Thank you all for the nice comments.
And Wayward, you are right about kids, I live in central WV and my wife was born and raised here also and she tells me that when she was growing up they would find arrowheads and flints “by the hand full” in the plowed garden and fields, especially after a rainfall.
And Mr.Curiosity, that is anodized steel wire so I’m hoping it won’t be a problem. And that’s about the same as what I told the wife when she “questioned”
why I was wasting my time making that case. I told her that when I die and she auctions off all my goodies she’s going to be mighty surprised at just how high the bidding will go for it.

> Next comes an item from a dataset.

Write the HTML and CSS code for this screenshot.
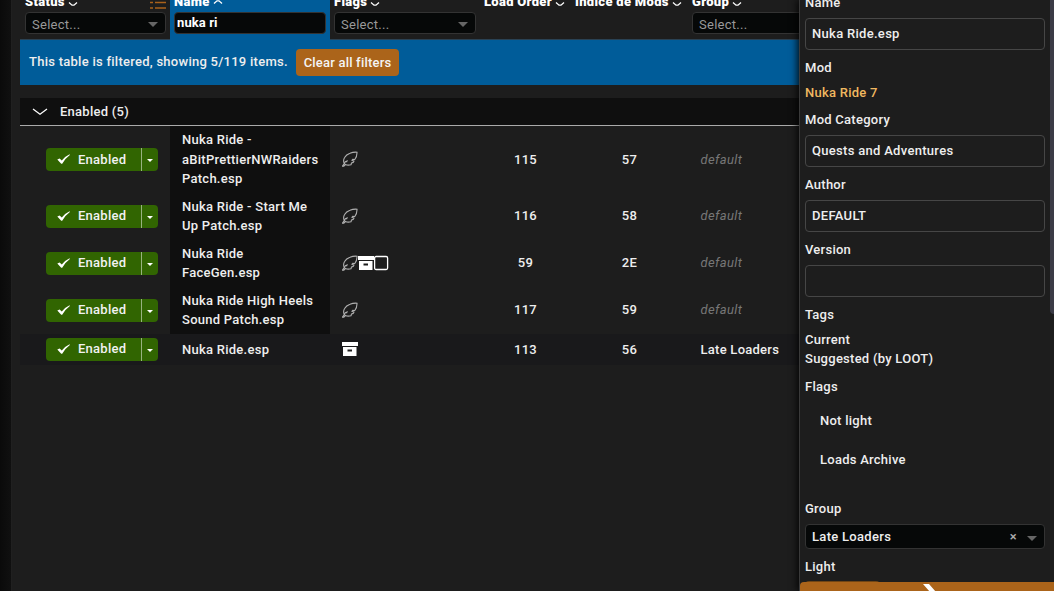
FILE: index.html
```html
<!DOCTYPE html>
<html lang="en">
<head>
<meta charset="utf-8">
<title>Plugins</title>
<link rel="stylesheet" href="styles.css">
</head>
<body>
<svg class="defs" width="0" height="0">
  <symbol id="check" viewBox="0 0 13 10"><path d="M0.3 5.6 L2.6 4.4 L4.8 6.6 Q8 2.2 12.6 0.2 L12.9 0.9 Q8.6 3.8 5.2 9.8 L4.2 9.8 Z" fill="#fff"/></symbol>
  <symbol id="feather" viewBox="0 0 16 16"><path d="M0.300 15.200 L2.300 12.600 Q0.800 9.500 2.600 6.500 Q4.200 3.500 8 2.200 Q11 1 15 1.200 Q15.200 5.500 12.800 8.500 L10.800 8.300 L10 9.200 L12 10 Q11.500 11.800 9.500 12 L9 13.700 Q6 14.700 3.400 13.500 L1.800 15.200 Z M2.400 12.800 L3.400 10.600 L5 9.900 L4.500 11.300" fill="none" stroke="#b0b0b0" stroke-width="1.100"/></symbol>
  <symbol id="archive" viewBox="0 0 16 16"><path d="M0 1h16v4H0z M1 6h13.5v9H1z" fill="#fff"/><path d="M5.5 8.5h4.5v2H5.500z" fill="#1d1d1d"/></symbol>
  <symbol id="square" viewBox="0 0 16 16"><rect x="0.600" y="1.500" width="13" height="13" rx="1.500" fill="none" stroke="#fff" stroke-width="1.300"/></symbol>
  <symbol id="sort" viewBox="0 0 10 6"><path d="M1 1.500 L4 4.200 H6 L9 1.500" fill="none" stroke="#fff" stroke-width="1.300"/></symbol>
</svg>
<div class="app">
  <div class="rail"></div>
  <main class="main">
    <div class="thead cols">
      <div class="th"><div class="title">Status <svg class="sort"><use href="#sort"/></svg>
        <svg class="list" width="16" height="14" viewBox="0 0 16 14"><path d="M0 1.500h3M5 1.500h11M0 6.500h3M5 6.500h11M0 12h3M5 12h11" stroke="#a9611b" stroke-width="1.500"/></svg></div>
        <div class="select">Select...<i class="tri"></i></div></div>
      <div class="th active"><div class="title">Name <svg class="sort up"><use href="#sort"/></svg></div><div class="select typed">nuka ri</div></div>
      <div class="th"><div class="title">Flags <svg class="sort"><use href="#sort"/></svg></div><div class="select">Select...<i class="tri"></i></div></div>
      <div class="th"><div class="title">Load Order <svg class="sort"><use href="#sort"/></svg></div></div>
      <div class="th"><div class="title">Indice de Mods <svg class="sort"><use href="#sort"/></svg></div></div>
      <div class="th"><div class="title">Group <svg class="sort"><use href="#sort"/></svg></div><div class="select">Select...</div></div>
    </div>
    <div class="banner"><span>This table is filtered, showing 5/119 items.</span><button class="clear">Clear all filters</button></div>
    <div class="group"><svg width="16" height="8" viewBox="0 0 16 8"><path d="M1 1 L8 6.300 L15 1" fill="none" stroke="#fff" stroke-width="1.200"/></svg>Enabled (5)</div>
    <div class="row cols">
      <div class="status"><div class="btn"><svg class="check"><use href="#check"/></svg>Enabled<span class="caret"></span></div></div>
      <div class="name">Nuka Ride - aBitPrettierNWRaiders Patch.esp</div>
      <div class="flags"><svg><use href="#feather"/></svg></div><div class="num">115</div><div class="num">57</div><div class="grp default">default</div>
    </div>
    <div class="row cols">
      <div class="status"><div class="btn"><svg class="check"><use href="#check"/></svg>Enabled<span class="caret"></span></div></div>
      <div class="name">Nuka Ride - Start Me Up Patch.esp</div>
      <div class="flags"><svg><use href="#feather"/></svg></div><div class="num">116</div><div class="num">58</div><div class="grp default">default</div>
    </div>
    <div class="row cols">
      <div class="status"><div class="btn"><svg class="check"><use href="#check"/></svg>Enabled<span class="caret"></span></div></div>
      <div class="name">Nuka Ride FaceGen.esp</div>
      <div class="flags"><svg><use href="#feather"/></svg><svg><use href="#archive"/></svg><svg><use href="#square"/></svg></div><div class="num">59</div><div class="num">2E</div><div class="grp default">default</div>
    </div>
    <div class="row cols">
      <div class="status"><div class="btn"><svg class="check"><use href="#check"/></svg>Enabled<span class="caret"></span></div></div>
      <div class="name">Nuka Ride High Heels Sound Patch.esp</div>
      <div class="flags"><svg><use href="#feather"/></svg></div><div class="num">117</div><div class="num">59</div><div class="grp default">default</div>
    </div>
    <div class="row cols selected">
      <div class="status"><div class="btn"><svg class="check"><use href="#check"/></svg>Enabled<span class="caret"></span></div></div>
      <div class="name">Nuka Ride.esp</div>
      <div class="flags"><svg><use href="#archive"/></svg></div><div class="num">113</div><div class="num">56</div><div class="grp">Late Loaders</div>
    </div>
  </main>
  <aside class="detail">
    <div class="fields">
      <div class="label">Name</div>
      <div class="input">Nuka Ride.esp</div>
      <div class="label">Mod</div>
      <div class="link">Nuka Ride 7</div>
      <div class="label">Mod Category</div>
      <div class="input">Quests and Adventures</div>
      <div class="label">Author</div>
      <div class="input">DEFAULT</div>
      <div class="label">Version</div>
      <div class="input"></div>
      <div class="label">Tags</div>
      <div class="tags"><div>Current</div><div>Suggested (by LOOT)</div></div>
      <div class="label">Flags</div>
      <div class="flaglist"><div>Not light</div><div>Loads Archive</div></div>
      <div class="label">Group</div>
      <div class="combo">Late Loaders<span class="x">×</span><i class="tri"></i></div>
      <div class="label">Light</div>
      <div class="lightbtn"></div>
    </div>
    <div class="scrollbar"></div>
    <div class="toggle"><svg width="16" height="16" viewBox="0 0 16 16"><path d="M0 0h6l7 8-7 8H0l7-8z" fill="#fff"/></svg></div>
  </aside>
</div>
</body>
</html>
```
FILE: styles.css
```css
* { box-sizing: border-box; }
body { margin: 0; background: #1d1d1d; color: #eee; font: 500 13px/19.5px Roboto, sans-serif; letter-spacing: .26px; overflow: hidden; }
.defs { display: none; }
.app { display: flex; height: 591px; overflow: hidden; }
.rail { width: 11px; background: linear-gradient(90deg, #0a0a0a, #101010); }
.main { width: 788px; padding-left: 8px; overflow: hidden; border-left: 1px solid #202020; }
.cols { display: grid; grid-template-columns: 150px 160px 150px 91px 117px 160px; width: 828px; }
.thead { height: 49px; margin-top: -9px; }
.th { padding: 0 4px; }
.th:first-child { padding-left: 5px; }
.active { background: #005c99; }
.title { display: flex; align-items: center; gap: 3px; height: 21px; color: #fff; font-weight: 900; letter-spacing: .3px; white-space: nowrap; }
.sort { width: 10px; height: 6px; margin-top: 5px; }
.up { transform: rotate(180deg); margin-top: 0; }
.list { margin-left: auto; margin-top: 3px; }
.select { display: flex; align-items: center; height: 22px; border: 1px solid #333; border-radius: 4px; background: #060808; color: #999; padding: 3px 7px 0 6px; font-weight: 400; }
.typed { color: #fff; font-weight: 700; padding: 0 2px; letter-spacing: .1px; }
.tri { margin-left: auto; border: 5px solid transparent; border-top-color: #666; border-bottom: 0; }
.banner { display: flex; align-items: flex-start; height: 46px; margin-top: -1px; padding: 9px; gap: 8px; background: #005c99; border-top: 1px solid #2a4254; }
.banner span { width: 259px; margin-top: 3px; white-space: nowrap; }
.clear { width: 103px; height: 27px; border: 0; border-radius: 4px; background: #ab641a; color: #f4f4f4; font: inherit; letter-spacing: .2px; padding: 0; white-space: nowrap; }
.group { display: flex; align-items: center; gap: 12px; height: 28px; margin-top: 13px; padding-left: 12px; background: #0f0f0f; border-bottom: 1px solid #aaa; }
.row > div { display: flex; align-items: center; }
.status { padding: 4px 0 4px 26px; }
.btn { display: flex; align-items: center; width: 112px; height: 23px; background: #316501; border-radius: 4px; padding-left: 11px; color: #f2f2f2; }
.check { width: 13px; height: 10px; margin-right: 8px; }
.caret { width: 17px; height: 23px; margin-left: auto; border-left: 1px solid #98b280; display: flex; align-items: center; justify-content: center; }
.caret::after { content: ""; border: 3px solid transparent; border-top-color: #fff; border-bottom: 0; margin-top: 2px; }
.name { padding: 4px 8px 4px 12px; background: #0f0f0f; }
.flags { padding-left: 12px; }
.flags svg { width: 16px; height: 16px; }
.row .num { justify-content: center; }
.grp { padding-left: 12.5px; white-space: nowrap; }
.default { color: #777; font-style: italic; font-weight: 400; letter-spacing: .35px; }
.selected, .selected .name { background: #19191b; }
.selected .name { padding-top: 5px; }
.selected .num, .selected .grp { padding-top: 1px; }
.detail { position: relative; width: 255px; background: #1d1d1d; border-left: 1px solid #3a3a3a; box-shadow: -2px 0 7px rgba(0,0,0,.8); }
.fields { margin-top: -7px; padding: 0 9px 0 5px; }
.label { height: 20px; }
.input { height: 32px; margin: 5px 0 8px; border: 1px solid #464646; border-radius: 4px; padding: 5px 6px; letter-spacing: .3px; }
.link { height: 20px; color: #f0b860; margin: 5px 0 7px; }
.tags { margin: 5px 0 8px; line-height: 19px; padding-bottom: 1px; }
.flaglist { padding-left: 15px; margin: 14px 0 30px; display: grid; gap: 19px; }
.combo { display: flex; align-items: center; height: 25px; margin: 5px 0 8px; padding: 0 7px 0 6px; border: 1px solid #333; border-radius: 4px; background: #060808; letter-spacing: .3px; }
.x { margin-left: auto; margin-right: 10px; color: #aaa; }
.combo .tri { margin-left: 0; margin-top: 3px; }
.lightbtn { width: 75px; height: 15px; margin-top: 4px; background: #704514; border-radius: 4px; }
.scrollbar { position: absolute; right: 0; top: 0; width: 4px; height: 314px; background: #3b3b46; border-bottom-left-radius: 4px; }
.toggle { position: absolute; left: 0; right: 0; top: 582px; height: 24px; background: #ab641a; border-top-left-radius: 4px; display: flex; justify-content: center; padding: 2px 0 0 7px; }
```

And Regularjoe, I was also thinking the small tapered stone may have been part of a 'mortar & pestle' or for the end of a drumstick. And it was probably more like a “miracle” the way I got that spear-point with "my very own hands". I was using my little 1010 JD dozer to fix up some tractor/jeep roads on my “back 40” and being low on gas decided to head back to the barn. I took a short-cut across the cow pasture which was full of those “humpies” so I just lowered the blade to about 1” of the ground and cut/flattened them out in front of me, effective making another smooth tractor road. T’was a few weeks later I was out walking the “back 40” and came back that way and right in the exact center of where I pushed through one of those “humpies” laid that spear-point, flat & flush even with the top of the “cut”. If that dozer blade had been 1” higher or ¼ inch lower then that spear-point would still be a lost artifact.
The absolute truth is, I walked past it about 5 feet, stopped dead in my tracks, was absolutely sure I had just seen an hallucination and was afraid to look back to see if it was really lying there. Now talk about a “rush of adrenalin” as I lifted it up out of its resting place unbroken.